You see, this text is a “succession text.” Just over a month ago, we had a succession in this nation as President Obama took the reigns of power from President Bush. The inauguration-as are all inaugurations-was marked with much pomp and circumstance. Part of the purpose of all that pomp and circumstance is to demonstrate the nation’s greatness and glory and to demonstrate that the leadership of the nation is changing hands.
This text, with all of its splendor, serves much the same purpose. Interestingly, there are any parallels between the succession of Elisha and the succession of Joshua. Both Moses and Elijah led their followers on dry ground. Both Moses and Elijah “died” outside the Promised Land. Both had bodies that weren’t found. Both of their successors crossed the Jordan on dry ground to begin their ministries in Canaan.

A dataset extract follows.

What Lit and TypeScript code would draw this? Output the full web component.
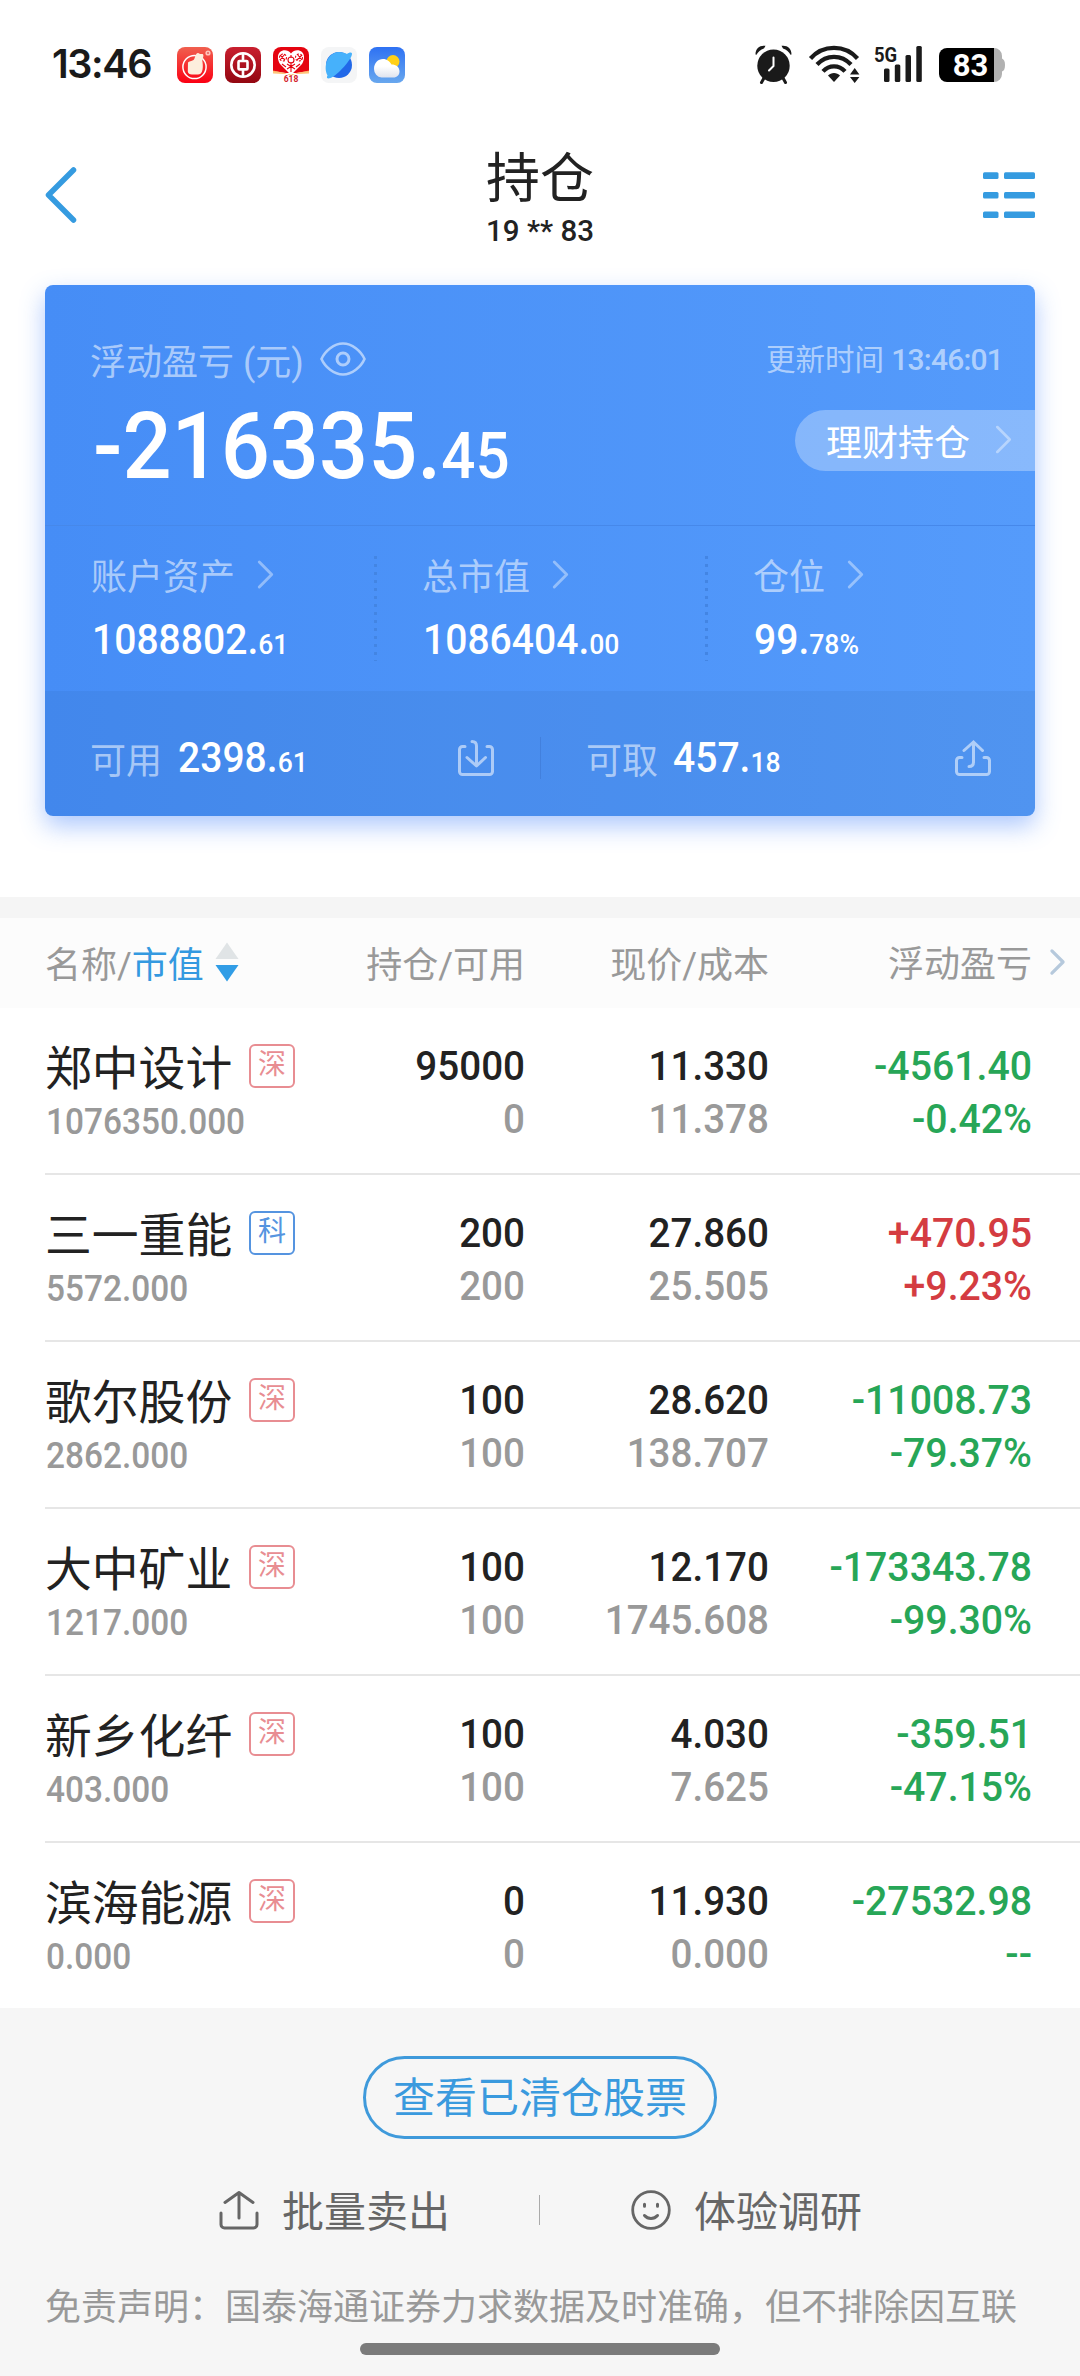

The author of Kings likely brings out these parallels purposefully. Elijah was a “new Moses.” Moses gave the Law and Elijah called people back to the Law. When Jesus was transfigured, both Moses and Elijah appeared with him (Matt 17:3). Elisha was a successor to Elijah in much the same way that Joshua was to Moses. As Joshua picked up Moses’ work of leading the Israelites into Canaan, Elisha picks up Elijah’s work of calling people to faithful obedience to the Law.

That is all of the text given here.